By Indiana State University
Jun 17, 2019
Kathryn Mudica’s, ’17, GR’19, path to a PhD has been “non-traditional” in a lot of ways.
She was a 40-year-old mother with a degree in visual communication design when her family left Elkhart’s 18 percent unemployment looking for greener pastures and some work at the start of the recession in 2008.
“We came to Terre Haute because a friend told me there was work here and I went to the food stamp office, where a person behind the desk could tell I really wanted to work,” she said. “They said if I wanted work I could go next door where there was a call center, so I went and they hired me as a manager for about five year until the call center closed and I ended up back in college.”
Mudica held a degree in visual communications but, by the 2000s, those skills weren’t in high demand, so she decided to start over at the age of 48. She enrolled at Ivy Tech for a two-year degree and applied to nursing school, but was told that most nurses eventually needed a four-year degree.
“I knew it was really science that I loved, so I switched to biology and applied to ISU and was accepted,” she said. “My advisor, Jen Latimer in earth sciences, hired me to work in her lab researching metal contamination in fish to finish my bachelor’s degree. I did three semesters at ISU completing my bachelor’s degree and that last semester Jen encouraged me to take the GRE and offered me a graduate position. In my last semester of my master’s degree, she asked me to apply for the PhD position. Five years later, I’m in the PhD program at Indiana State.”
Mudica was working as a lab assistant in the bio-geochemistry lab and had done a lot of geochemistry working with soils and sediment samples. When the Student Undergraduate Research Experience came to be, she applied and Jen Latimer suggested she look at fish in the lab.
“I studied fish for almost a year and then graduated and my last year of my master’s degree I got an email from Dr. O’Keefe about the Department of Natural Resources that they had otter carcasses collected from Indiana and if a researcher wanted part of the otters they could come and take what they wanted,” she said. “I asked for the livers and then talked to Dr.
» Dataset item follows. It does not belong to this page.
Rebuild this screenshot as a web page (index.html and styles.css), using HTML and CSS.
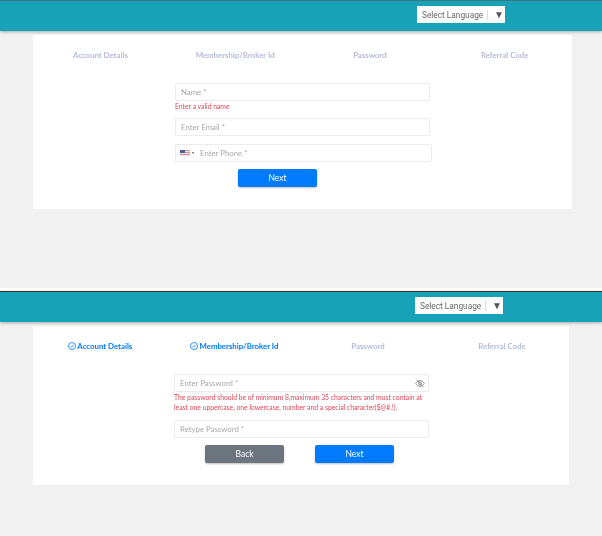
FILE: index.html
```html
<!DOCTYPE html>
<html lang="en">

<head>
    <meta charset="UTF-8">
    <meta name="viewport" content="width=device-width, initial-scale=1.0">
    <title>Sign Up</title>
    <link rel="stylesheet" href="styles.css">
</head>

<body>
    <section class="screen screen-one">
        <header class="topbar">
            <div class="language">
                <span class="language-label">Select Language</span>
                <span class="language-arrow">▼</span>
            </div>
        </header>
        <div class="card">
            <div class="steps">
                <div class="step">Account Details</div>
                <div class="step">Membership/Broker Id</div>
                <div class="step">Password</div>
                <div class="step">Referral Code</div>
            </div>
            <form class="form">
                <input class="field" type="text" placeholder="Name *">
                <p class="error">Enter a valid name</p>
                <input class="field" type="text" placeholder="Enter Email *">
                <div class="field phone">
                    <svg class="flag" viewBox="0 0 10 6" width="10" height="6">
                        <rect width="10" height="6" fill="#e08f98"/>
                        <rect y="1" width="10" height="1" fill="#e6e3ea"/>
                        <rect y="3" width="10" height="1" fill="#e6e3ea"/>
                        <rect y="5" width="10" height="1" fill="#e6e3ea"/>
                        <rect width="5" height="3" fill="#4f5b91"/>
                    </svg>
                    <span class="flag-caret"></span>
                    <input class="inner-input" type="text" placeholder="Enter Phone *">
                </div>
                <div class="actions actions-single">
                    <button class="btn btn-next" type="button">Next</button>
                </div>
            </form>
        </div>
    </section>

    <section class="screen screen-two">
        <header class="topbar">
            <div class="language">
                <span class="language-label">Select Language</span>
                <span class="language-arrow">▼</span>
            </div>
        </header>
        <div class="card">
            <div class="steps">
                <div class="step done">
                    <svg class="check" viewBox="0 0 16 16" width="8" height="8">
                        <circle cx="8" cy="8" r="7" fill="none" stroke="#007bff" stroke-width="1.6"/>
                        <path d="M4.8 8.2l2.2 2.2 4.2-4.6" fill="none" stroke="#007bff" stroke-width="1.6"/>
                    </svg>
                    Account Details
                </div>
                <div class="step done">
                    <svg class="check" viewBox="0 0 16 16" width="8" height="8">
                        <circle cx="8" cy="8" r="7" fill="none" stroke="#007bff" stroke-width="1.6"/>
                        <path d="M4.8 8.2l2.2 2.2 4.2-4.6" fill="none" stroke="#007bff" stroke-width="1.6"/>
                    </svg>
                    Membership/Broker Id
                </div>
                <div class="step">Password</div>
                <div class="step">Referral Code</div>
            </div>
            <form class="form">
                <div class="field password">
                    <input class="inner-input" type="password" placeholder="Enter Password *">
                    <svg class="eye" viewBox="0 0 16 14" width="10" height="9">
                        <path d="M1 7c2-3 4.300-4.500 7-4.500S13 4 15 7c-2 3-4.300 4.500-7 4.500S3 10 1 7z" fill="none" stroke="#888" stroke-width="1.500"/>
                        <circle cx="8" cy="7" r="2.400" fill="none" stroke="#888" stroke-width="1.500"/>
                        <path d="M3 1l10.500 12" stroke="#888" stroke-width="1.500"/>
                    </svg>
                </div>
                <p class="error error-long">The password should be of minimum 8,maximum 35 characters and must contain at least one uppercase, one lowercase, number and a special character($@#.!).</p>
                <input class="field" type="password" placeholder="Retype Password *">
                <div class="actions">
                    <button class="btn btn-back" type="button">Back</button>
                    <button class="btn btn-next" type="button">Next</button>
                </div>
            </form>
        </div>
    </section>
</body>

</html>
```
FILE: styles.css
```css
body {
    font-family: Lato, "Open Sans", sans-serif;
    background: #f1f1f1;
    margin: 0;
    width: 602px;
    height: 536px;
    overflow: hidden;
}

.screen {
    filter: blur(0.4px);
}

.screen-one {
    height: 288px;
}

.screen-two {
    border-top: 3px solid #fff;
}

.topbar {
    height: 30px;
    background: #17a2b8;
    border-top: 1px solid #3f7683;
    box-shadow: 0 1px 3px rgba(0, 0, 0, 0.3);
    display: flex;
    justify-content: flex-end;
    align-items: center;
    padding-right: 97px;
}

.screen-two .topbar {
    border-top-color: #333;
    padding-right: 99px;
}

.language {
    width: 88px;
    height: 17px;
    box-sizing: border-box;
    background: #fff;
    display: flex;
    align-items: center;
    padding-left: 5px;
    font-family: Roboto, sans-serif;
    font-size: 8.300px;
    color: #666;
    white-space: nowrap;
    margin-top: -3px;
}

.language-label {
    width: 60px;
    padding-right: 5px;
    border-right: 1px solid #ddd;
    line-height: 10px;
}

.language-arrow {
    margin-left: 6px;
    font-size: 10px;
    color: #555;
}

.card {
    background: #fff;
    margin: 4px 30px 0 33px;
    height: 174px;
    box-sizing: border-box;
    padding-top: 16px;
}

.screen-two .card {
    margin-right: 33px;
    height: 159px;
}

.steps {
    display: grid;
    grid-template-columns: repeat(4, 1fr);
    height: 32px;
}

.step {
    text-align: center;
    font-size: 7.800px;
    font-weight: 700;
    color: #b3bcd9;
    line-height: 9px;
}

.step.done {
    color: #007bff;
}

.check {
    vertical-align: -1px;
}

.form {
    width: 255px;
    margin-left: 142px;
}

.screen-two .form {
    margin-left: 141px;
}

.field {
    display: block;
    width: 100%;
    height: 18px;
    box-sizing: border-box;
    background: #fff;
    border: 1px solid #ececec;
    border-radius: 2px;
    padding: 0 5px;
    font-family: inherit;
    font-size: 7.800px;
    outline: none;
}

.field::placeholder,
.inner-input::placeholder {
    color: #a8a8a8;
}

.error {
    margin: 0 0 7px;
    font-size: 6.800px;
    line-height: 10px;
    color: #e0485a;
}

.error-long {
    margin-bottom: 8px;
}

.phone {
    width: 257px;
    margin-top: 8px;
    display: flex;
    align-items: center;
    padding: 0 0 0 4px;
}

.flag {
    flex: none;
}

.flag-caret {
    flex: none;
    margin-left: 2px;
    border-top: 2px solid #555;
    border-left: 1.500px solid transparent;
    border-right: 1.500px solid transparent;
}

.inner-input {
    flex: 1;
    min-width: 0;
    border: 0;
    outline: none;
    padding: 0 0 0 6px;
    font-family: inherit;
    font-size: 7.800px;
    background: transparent;
}

.password {
    display: flex;
    align-items: center;
    padding: 0 3px 0 5px;
}

.password .inner-input {
    padding-left: 0;
}

.eye {
    flex: none;
}

.actions {
    display: flex;
    gap: 31px;
    margin-top: 7px;
    padding-left: 31px;
}

.actions-single {
    padding-left: 63px;
}

.btn {
    width: 79px;
    height: 18px;
    border: 0;
    border-radius: 2px;
    box-shadow: 0 1px 2px rgba(0, 0, 0, 0.25);
    font-family: inherit;
    font-size: 8.500px;
    color: #fff;
    padding: 0;
}

.btn-next {
    background: #007bff;
}

.btn-back {
    background: #6c757d;
}
```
Latimer and we decided to test the otters’ livers to see how much metal has accumulated, which is really how much contamination is in the fish and that can tell you if people eat that much fish how much would be in humans.”
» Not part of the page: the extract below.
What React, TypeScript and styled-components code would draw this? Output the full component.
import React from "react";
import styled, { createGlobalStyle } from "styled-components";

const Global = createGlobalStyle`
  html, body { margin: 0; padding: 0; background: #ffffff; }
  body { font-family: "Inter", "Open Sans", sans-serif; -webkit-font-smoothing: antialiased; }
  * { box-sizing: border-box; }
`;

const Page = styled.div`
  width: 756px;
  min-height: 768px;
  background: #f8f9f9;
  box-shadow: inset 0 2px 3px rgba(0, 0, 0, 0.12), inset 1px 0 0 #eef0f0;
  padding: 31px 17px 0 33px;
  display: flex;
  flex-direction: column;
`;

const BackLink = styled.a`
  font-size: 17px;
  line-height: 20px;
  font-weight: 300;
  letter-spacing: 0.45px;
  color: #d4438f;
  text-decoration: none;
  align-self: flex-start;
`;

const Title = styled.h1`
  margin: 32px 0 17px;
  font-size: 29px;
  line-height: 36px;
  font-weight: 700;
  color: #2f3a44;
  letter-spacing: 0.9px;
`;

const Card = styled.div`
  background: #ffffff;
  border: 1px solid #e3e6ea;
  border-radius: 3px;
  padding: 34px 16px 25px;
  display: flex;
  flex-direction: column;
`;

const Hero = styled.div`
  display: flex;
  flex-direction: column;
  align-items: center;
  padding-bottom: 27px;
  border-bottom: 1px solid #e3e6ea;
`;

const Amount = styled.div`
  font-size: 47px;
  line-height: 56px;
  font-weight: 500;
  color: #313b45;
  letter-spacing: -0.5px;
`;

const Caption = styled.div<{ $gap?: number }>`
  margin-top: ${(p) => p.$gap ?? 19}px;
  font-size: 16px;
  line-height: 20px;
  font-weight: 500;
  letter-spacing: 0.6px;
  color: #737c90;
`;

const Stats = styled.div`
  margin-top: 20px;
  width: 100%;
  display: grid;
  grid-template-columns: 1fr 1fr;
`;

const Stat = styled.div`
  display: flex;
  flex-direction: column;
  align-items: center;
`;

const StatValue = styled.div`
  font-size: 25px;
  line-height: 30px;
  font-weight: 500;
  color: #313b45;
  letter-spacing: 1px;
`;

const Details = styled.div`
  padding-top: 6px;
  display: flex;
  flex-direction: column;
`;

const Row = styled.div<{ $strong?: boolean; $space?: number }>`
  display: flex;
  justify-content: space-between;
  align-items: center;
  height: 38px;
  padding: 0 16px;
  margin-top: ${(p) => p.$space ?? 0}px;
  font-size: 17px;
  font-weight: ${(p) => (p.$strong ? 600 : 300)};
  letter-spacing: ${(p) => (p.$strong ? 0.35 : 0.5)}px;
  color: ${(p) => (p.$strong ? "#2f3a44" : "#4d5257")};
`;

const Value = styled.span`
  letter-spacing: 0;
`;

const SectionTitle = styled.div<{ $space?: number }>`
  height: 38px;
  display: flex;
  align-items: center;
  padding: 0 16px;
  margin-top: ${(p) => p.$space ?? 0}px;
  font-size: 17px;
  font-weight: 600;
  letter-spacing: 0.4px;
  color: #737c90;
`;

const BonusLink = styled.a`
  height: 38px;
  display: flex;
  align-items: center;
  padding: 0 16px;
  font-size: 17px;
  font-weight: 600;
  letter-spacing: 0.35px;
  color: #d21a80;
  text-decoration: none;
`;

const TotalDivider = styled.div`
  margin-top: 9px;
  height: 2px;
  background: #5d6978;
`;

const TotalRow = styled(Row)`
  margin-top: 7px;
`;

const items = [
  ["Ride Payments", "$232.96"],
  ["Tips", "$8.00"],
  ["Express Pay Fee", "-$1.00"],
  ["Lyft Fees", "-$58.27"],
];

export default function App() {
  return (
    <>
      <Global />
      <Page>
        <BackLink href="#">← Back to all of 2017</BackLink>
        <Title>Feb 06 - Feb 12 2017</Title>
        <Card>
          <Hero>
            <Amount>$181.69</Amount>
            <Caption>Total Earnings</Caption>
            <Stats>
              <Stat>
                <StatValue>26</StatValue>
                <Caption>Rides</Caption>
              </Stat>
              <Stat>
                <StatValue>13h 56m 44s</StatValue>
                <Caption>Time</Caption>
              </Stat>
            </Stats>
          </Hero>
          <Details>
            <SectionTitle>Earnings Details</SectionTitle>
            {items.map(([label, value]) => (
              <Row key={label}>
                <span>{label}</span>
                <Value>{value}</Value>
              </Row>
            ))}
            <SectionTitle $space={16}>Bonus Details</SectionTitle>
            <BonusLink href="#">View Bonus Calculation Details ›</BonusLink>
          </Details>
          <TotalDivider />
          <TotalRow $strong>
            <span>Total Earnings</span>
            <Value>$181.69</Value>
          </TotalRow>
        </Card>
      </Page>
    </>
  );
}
After taking a couple of graduate-level courses her senior year of undergraduate study, Mudica began collecting the otters in preparation to begin testing them when she started her master’s degree. This fall, she will begin work on a PhD in spatial and earth science.
She will official graduate with her master’s degree in earth and quaternary sciences in August, though her husband, a 1983 State graduate and her son, who is a senior geology major working in the same lab as Mudica, got to see her walk across Hulman Center for the second time in May.
Now 52, Mudica plans to go into academia and continue research in freshwater and freshwater contamination, especially in Indiana.
“I love Indiana and I think it’s really important that researchers research where they are,” she said. “I’ve always been interested in science so when I went back to school in 2014, I knew it would be in a science-related. I never thought I would go for a bachelor’s degree in biology though, but ISU has opened up so many opportunities for me. Even as a non-traditional student, this is such an inclusive place.”